One of the most notable trends being observed today is of four generations coexisting in one workplace. This makes it essential for departments in a company to not only think of ways to upgrade the capacity of the workforce, but also think of ways to ensure better cross-generational collaboration.
Traditionalists, born before 1946, typically believe in a system based on seniority and prefer the command-and-control management style. Baby boomers, born between 1946 and 1964, are usually the very ambitious kind. They are extremely focused on building their careers and are used to intense competition for jobs in their field. A large number of professionals comprising this group are found in senior roles. They are partners, directors or corporate consultants. The Generation X workers, born between 1965 and 1979, generally like working independently on projects and seek self-direction in chosen careers. Generation Y, also known as the Millennial Generation, is born between 1979 and 1999. They value autonomy and reinforcement in their jobs, as well as workplaces promoting informal and collegial relationships. These tech-savvy professionals want work to be fun at the same time challenging. They have often been accused of jumping from job to job.
Employers can manage their workforce favorably by making use of the following workforce management strategies:
Promoting Cross-Generational Collaboration: This can be possible through mentoring arrangements as well as fostering a respectful work environment. Mentoring arrangements enable professionals of different age groups to overcome misconceptions about each other. Pairing up younger and older professionals helps in building a collaborative environment. It also adds to the knowledge sharing process and the employees acquire better know-how of each other's strengths. Since each generation brings its own strengths and experiences, employers must ascertain that each professional is trusted and gets due respect. Employers can consider adopting a policy of openness and flexibility. It helps to know to what extent the aspirations of employees are aligned with company goals and how the workforce can function best.

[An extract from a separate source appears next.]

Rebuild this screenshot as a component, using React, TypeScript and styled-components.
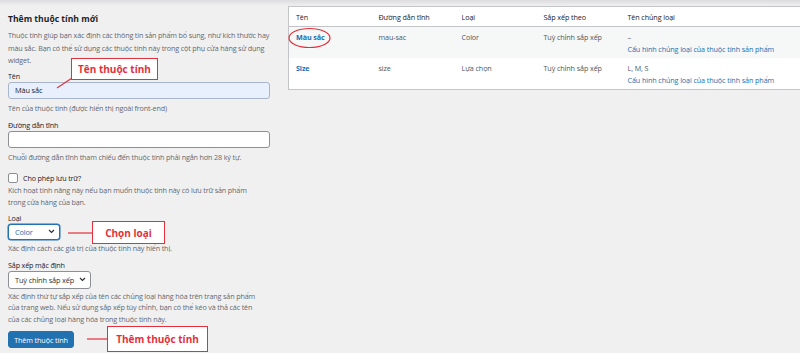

Developing the Employee: Employers must invest in their employees. At many instances trainings at the workplace have acted as incentives to retain good employees. Workforce development is, however, not restricted to simply teaching job skills. It also plays an important role in developing character and shaping the attitude of employees to their colleagues, peers and employer. By investing in the latest software and current equipment, employers can boost productivity of employees. Companies of all sizes must provide opportunities to employees to expand their career horizons.
Rewarding Good Behavior: There is a range of differences in what each generation values. Rewarding good behavior ensures that work is completed in an amicable and timely manner. Rewards must be chosen in keeping with what would attract the interests of workers. For instance, Gen Y workers would appreciate tickets to a football game or an Amazon.com gift card, while the Baby boomer or Traditionalist generation would prefer a gift card to a golf shop.
Permitting Expression of Negative Behavior: Employees must be encouraged to express their negative feelings regarding colleagues, work and work processes. When employers permit the expression of negative feelings without the fear of reprisal or punishment, it helps employees to understand each other's psychology better. It also helps to align common interests with company goals.
Targeting Problems Rather Than Individuals: Employers must try to settle problems rather than pull up employees based on other's assumptions about their behavior. Situations must be analyzed from every point of view.
Work-life balance, fair treatment, opportunities for personal development, a challenging work environment, timely career advancements, and competitive compensation are key drivers of employee engagement.